Five countries in Southeast Asia have been named "worst offenders of religious freedom".
This statement was originally published on seapa.org on 28 August 2018.
Amid declining media freedom in Southeast Asia, freedom of religion or belief is also in a downward spiral.
Five countries in Southeast Asia have been named “worst offenders of religious freedom” despite belonging to the most diverse region in terms of belief.
“That should give us pause as to what is going on in our part of the world,” said the United Nations Special Rapporteur on freedom of religion or belief (FoRB) Ahmed Shaheed at the public lecture held Monday (20 August 2018) at the Foreign Correspondents’ Club of Thailand and organized by the Asian Forum for Human Rights and Development (FORUM-ASIA).
Myanmar and Vietnam have been designated as “countries of particular concern,” where governments are “engaged in or tolerate systematic, ongoing, egregious violations of religious freedom,” according to the United States Commission on International Religious Freedom (USCIRF).

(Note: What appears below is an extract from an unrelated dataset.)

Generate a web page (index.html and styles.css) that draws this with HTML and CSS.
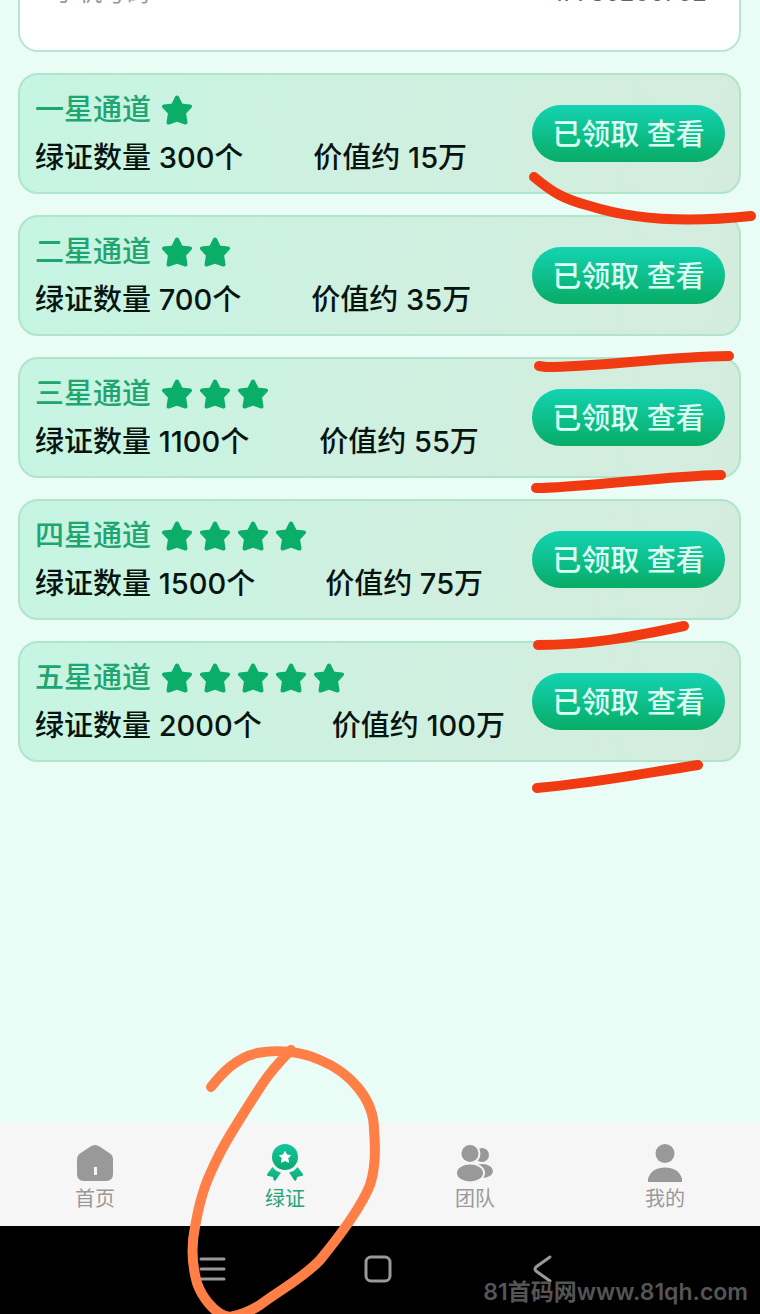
FILE: index.html
```html
<!DOCTYPE html>
<html lang="zh-CN">
<head>
    <meta charset="UTF-8">
    <meta name="viewport" content="width=device-width, initial-scale=1.0">
    <title>绿证</title>
    <link rel="stylesheet" href="styles.css">
</head>
<body>

    <!-- shared shapes -->
    <svg class="defs" aria-hidden="true">
        <defs>
            <symbol id="star" viewBox="0 0 30 30">
                <path d="M15 2.500 L19 10.500 L28 11.500 L22 18 L23.500 27.500 L15 24.500 L6.500 27.500 L8 18 L2 11.500 L11 10.500 Z" fill="currentColor" stroke="currentColor" stroke-width="4" stroke-linejoin="round"/>
            </symbol>
            <linearGradient id="medal" x1="0" y1="0" x2="0" y2="1">
                <stop offset="0" stop-color="#12c79c"/>
                <stop offset="1" stop-color="#0ba871"/>
            </linearGradient>
        </defs>
    </svg>

    <main class="content">
        <section class="profile">
            <div class="profile-row">
                <span class="label">手机号码</span>
                <span class="phone">17786206752</span>
            </div>
        </section>

        <section class="card">
            <div class="info">
                <h2 class="title">一星通道
                    <span class="stars"><svg><use href="#star"/></svg></span>
                </h2>
                <p class="detail"><span>绿证数量 300个</span><span>价值约 15万</span></p>
            </div>
            <button class="view">已领取 查看</button>
        </section>

        <section class="card">
            <div class="info">
                <h2 class="title">二星通道
                    <span class="stars"><svg><use href="#star"/></svg><svg><use href="#star"/></svg></span>
                </h2>
                <p class="detail"><span>绿证数量 700个</span><span>价值约 35万</span></p>
            </div>
            <button class="view">已领取 查看</button>
        </section>

        <section class="card">
            <div class="info">
                <h2 class="title">三星通道
                    <span class="stars"><svg><use href="#star"/></svg><svg><use href="#star"/></svg><svg><use href="#star"/></svg></span>
                </h2>
                <p class="detail"><span>绿证数量 1100个</span><span>价值约 55万</span></p>
            </div>
            <button class="view">已领取 查看</button>
        </section>

        <section class="card">
            <div class="info">
                <h2 class="title">四星通道
                    <span class="stars"><svg><use href="#star"/></svg><svg><use href="#star"/></svg><svg><use href="#star"/></svg><svg><use href="#star"/></svg></span>
                </h2>
                <p class="detail"><span>绿证数量 1500个</span><span>价值约 75万</span></p>
            </div>
            <button class="view">已领取 查看</button>
        </section>

        <section class="card">
            <div class="info">
                <h2 class="title">五星通道
                    <span class="stars"><svg><use href="#star"/></svg><svg><use href="#star"/></svg><svg><use href="#star"/></svg><svg><use href="#star"/></svg><svg><use href="#star"/></svg></span>
                </h2>
                <p class="detail"><span>绿证数量 2000个</span><span>价值约 100万</span></p>
            </div>
            <button class="view">已领取 查看</button>
        </section>
    </main>

    <nav class="tabbar">
        <a href="#home" class="tab">
            <svg viewBox="0 0 40 40">
                <path d="M15.500 3.500 Q20 0.500 24.500 3.500 L35 10.500 Q38 12.500 38 16.500 V31 Q38 38 31 38 H9 Q2 38 2 31 V16.500 Q2 12.500 5 10.500 Z" fill="#999"/>
                <rect x="19" y="24" width="3" height="8" fill="#f6f6f6"/>
            </svg>
            <span>首页</span>
        </a>
        <a href="#cert" class="tab active">
            <svg viewBox="0 0 40 40">
                <g fill="url(#medal)">
                    <circle cx="20" cy="14" r="13"/>
                    <path d="M7.500 24 Q11 28.500 16 29.500 L10.500 37.500 Q9 38.500 8.500 36.500 L8 34 L3.500 33 Q1 32.500 2.500 30.500 Z"/>
                    <path d="M32.500 24 Q29 28.500 24 29.500 L29.500 37.500 Q31 38.500 31.500 36.500 L32 34 L36.500 33 Q39 32.500 37.500 30.500 Z"/>
                </g>
                <path d="M20 8.500 L21.800 12 L25.500 12.600 L22.800 15.300 L23.500 19.300 L20 17.500 L16.500 19.300 L17.200 15.300 L14.500 12.600 L18.200 12 Z" fill="#fff" stroke="#fff" stroke-linejoin="round"/>
            </svg>
            <span>绿证</span>
        </a>
        <a href="#team" class="tab">
            <svg viewBox="0 0 40 40">
                <g fill="#999">
                    <circle cx="27" cy="12" r="7"/>
                    <ellipse cx="27" cy="28" rx="11" ry="7"/>
                    <g stroke="#f6f6f6" stroke-width="4" paint-order="stroke">
                        <circle cx="15" cy="10.500" r="8.500"/>
                        <ellipse cx="15" cy="30" rx="13" ry="8.500"/>
                    </g>
                </g>
            </svg>
            <span>团队</span>
        </a>
        <a href="#mine" class="tab">
            <svg viewBox="0 0 40 40">
                <g fill="#999">
                    <circle cx="20" cy="10.500" r="9.500"/>
                    <path d="M3 39 V36 C5 28 12 24.500 20 24.500 S35 28 37 36 V39 Z"/>
                </g>
            </svg>
            <span>我的</span>
        </a>
    </nav>

    <footer class="sysbar">
        <button class="sys" aria-label="菜单">
            <svg viewBox="0 0 30 30"><path d="M3 4 H26 M3 14 H26 M3 24 H26"/></svg>
        </button>
        <button class="sys" aria-label="主页">
            <svg viewBox="0 0 30 30"><rect x="3" y="2" width="24" height="24" rx="5"/></svg>
        </button>
        <button class="sys" aria-label="返回">
            <svg viewBox="0 0 30 30"><path d="M22 2 L8 12 Q6 14 8 16 L22 26"/></svg>
        </button>
    </footer>

    <!-- hand drawn marks -->
    <svg class="marks" viewBox="0 0 760 1314" aria-hidden="true">
        <g stroke="#f13a12" stroke-width="10">
            <path d="M534 177 C552 192 563 199 590 206 C640 222 695 222 751 216"/>
            <path d="M539 366 L546 367 C600 367 660 357 729 356"/>
            <path d="M536 488 L542 488 C600 486 665 476 721 475"/>
            <path d="M538 645 C590 645 632 637 684 626"/>
            <path d="M537 788 C595 783 640 774 698 765"/>
        </g>
        <path stroke="#ff7f47" stroke-width="10" d="M211 1087 C222 1073 236 1058 257 1053 C279 1049 302 1052 320 1060 C349 1072 374 1098 374 1130 C376 1152 375 1170 370 1185 C360 1210 338 1238 320 1260 C303 1278 280 1290 260 1305 Q246 1314 230 1317 C214 1315 201 1295 197 1283 C192 1265 191 1246 195 1227 C201 1192 208 1177 220 1153 C231 1132 250 1103 263 1083 Q274 1067 291 1050"/>
    </svg>

    <div class="watermark">81首码网www.81qh.com</div>

</body>
</html>
```

FILE: styles.css
```css
* {
    padding: 0;
    margin: 0;
    box-sizing: border-box;
}

body {
    position: relative;
    min-height: 100vh;
    display: flex;
    flex-direction: column;
    font-family: Inter, "Noto Sans CJK SC", sans-serif;
    background-color: #e9fdf6;
    overflow-x: hidden;
}

.defs {
    position: absolute;
    width: 0;
    height: 0;
}

.content {
    flex: 1;
    display: flex;
    flex-direction: column;
    gap: 21px;
    padding: 0 19px 0 18px;
}

.profile {
    height: 52px;
    padding: 0 32px 0 34px;
    background-color: white;
    border: 2px solid #b9e6d4;
    border-top: none;
    border-radius: 0 0 20px 20px;
}

.profile-row {
    height: 8px;
    display: flex;
    justify-content: space-between;
    align-items: flex-end;
    font-size: 24px;
    line-height: 30px;
}

.label {
    color: #999;
}

.phone {
    color: #666;
}

.card {
    height: 121px;
    display: flex;
    justify-content: space-between;
    align-items: center;
    padding: 0 14px 0 15px;
    border: 2px solid #b0e4cb;
    border-radius: 20px;
    background: linear-gradient(100deg, #c6f5e3, #cff0e0 50%, #d4ecde);
}

.info {
    display: flex;
    flex-direction: column;
    gap: 8px;
}

.title {
    display: flex;
    align-items: center;
    gap: 11px;
    font-size: 29px;
    font-weight: 500;
    line-height: 40px;
    color: #1fa56f;
}

.stars {
    display: flex;
    gap: 8px;
    color: #0bae68;
}

.stars svg {
    width: 30px;
    height: 30px;
}

.detail {
    display: flex;
    gap: 70px;
    font-size: 29px;
    font-weight: 500;
    line-height: 40px;
    color: #08140f;
    white-space: nowrap;
}

.view {
    width: 193px;
    height: 57px;
    padding-bottom: 3px;
    border: none;
    border-radius: 29px;
    background: linear-gradient(#14d3b2, #08ac66);
    color: #dcfff4;
    font-family: inherit;
    font-size: 29px;
    font-weight: 500;
    white-space: nowrap;
}

.tabbar {
    height: 104px;
    display: flex;
    background-color: #f6f6f6;
}

.tab {
    flex: 1;
    display: flex;
    flex-direction: column;
    align-items: center;
    padding-top: 21px;
    font-size: 20px;
    line-height: 32px;
    color: #999;
    text-decoration: none;
}

.tab svg {
    width: 40px;
    height: 40px;
}

.active {
    color: #1fa576;
}

.sysbar {
    height: 88px;
    display: flex;
    justify-content: center;
    align-items: center;
    gap: 135px;
    padding-right: 5px;
    background-color: black;
}

.sys {
    width: 30px;
    height: 30px;
    border: none;
    background: none;
}

.sys svg {
    display: block;
    width: 30px;
    height: 30px;
    fill: none;
    stroke: #999;
    stroke-width: 3;
    stroke-linecap: round;
}

.marks {
    position: absolute;
    top: 0;
    left: 0;
    width: 100%;
    height: 100%;
    fill: none;
    stroke-linecap: round;
    stroke-linejoin: round;
    pointer-events: none;
}

.watermark {
    position: absolute;
    right: 12px;
    bottom: 6px;
    font-size: 23px;
    font-weight: 600;
    line-height: 32px;
    color: #555;
}
```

In its 2018 report, the USCIRF documented religious freedom violations and progress in 28 countries in 2017.
Religious freedom continued to deteriorate globally in 2017, noted the report released early this year. Such decline often “intersected with authoritarian practices characterized by hostility toward dissent, pluralism, independent media, and active civil society, or took place under the guise of protecting national security or countering terrorism.”
Among the “myriad religious freedom challenges the government of Burma (also known as Myanmar) confronted in 2017, the crisis in Rakhine State was the most exigent,” said the report.
“Military and security forces launched a brutal response to attacks carried out by Rohingya Muslim insurgents against border guard and law enforcement personnel in October 2016 and August 2017.”
One of the key findings on Vietnam highlighted the spate of state violations of human rights in 2017, including freedom of religion and expression. That year Vietnam hosted the Asia-Pacific Economic Cooperation Summit attended by world leaders. But instead of using the opportunity to demonstrate its commitment to a rules-based international order, the government amplified human rights abuses, including against freedom of religion or belief.
“The government’s crackdown on religion, expression, association, and assembly was nationwide, suggesting a concerted effort to silence critics and peaceful activists while the world was watching.”
Indonesia, Laos, and Malaysia were included in the second category, or “countries where the violations meet one or two, but not all three” of these respective elements.
Other forms of FoRB violations observed in specific countries were coercion; unjustified or disproportionate limits on manifestation; discrimination, repression, and persecution; gender inequality and gender-based violence; corporal punishment; and hate crimes, noted the rapporteur.
“When a state suppresses press freedom, it’s a part of suppressing freedom of expression. It suppresses therefore forms of expression based on religion. It’s not an environment in which FoRB could thrive,” said Shaheed, who also rued the shrinking of civic space globally.
Southeast Asia is no exception. All ten member countries of the Association of Southeast Asian Nations landed in the bottom third of the 2018 World Press Freedom Index.
Shaheed said promoting and protecting FoRB could help advance other human rights and have implications for state efforts to provide space for the enjoyment of freedoms, including freedom of expression.
“All human rights are interdependent, universal, and interrelated,” he added.
He said empirical studies conducted over an extended period of time show that countries which had restrictions on FoRB were prone to have high levels of conflict than those that did not. Thus, having space for FoRB was a way to minimize conflict over time, he said.
“When you respect human rights, when you respect FoRB rights, we have better prospects for peace (and prosperity),” he said.
Shaheed shared that Southeast Asian states have a very low engagement with mechanisms to alleviate the FoRB problems and issues in the region. He said his office is currently exploring potential mechanisms that be could be effectively used to address such challenges in the region.
“The whole idea of human right is to promote human agency. Human rights is about increasing the ability of each person to enjoy his or her life to the full without harming other people,” he said.
Adding that a commitment to strengthen freedom of religion or belief enhances other rights: “The individual has to have the space for pursuing life plans” without coercion and discrimination.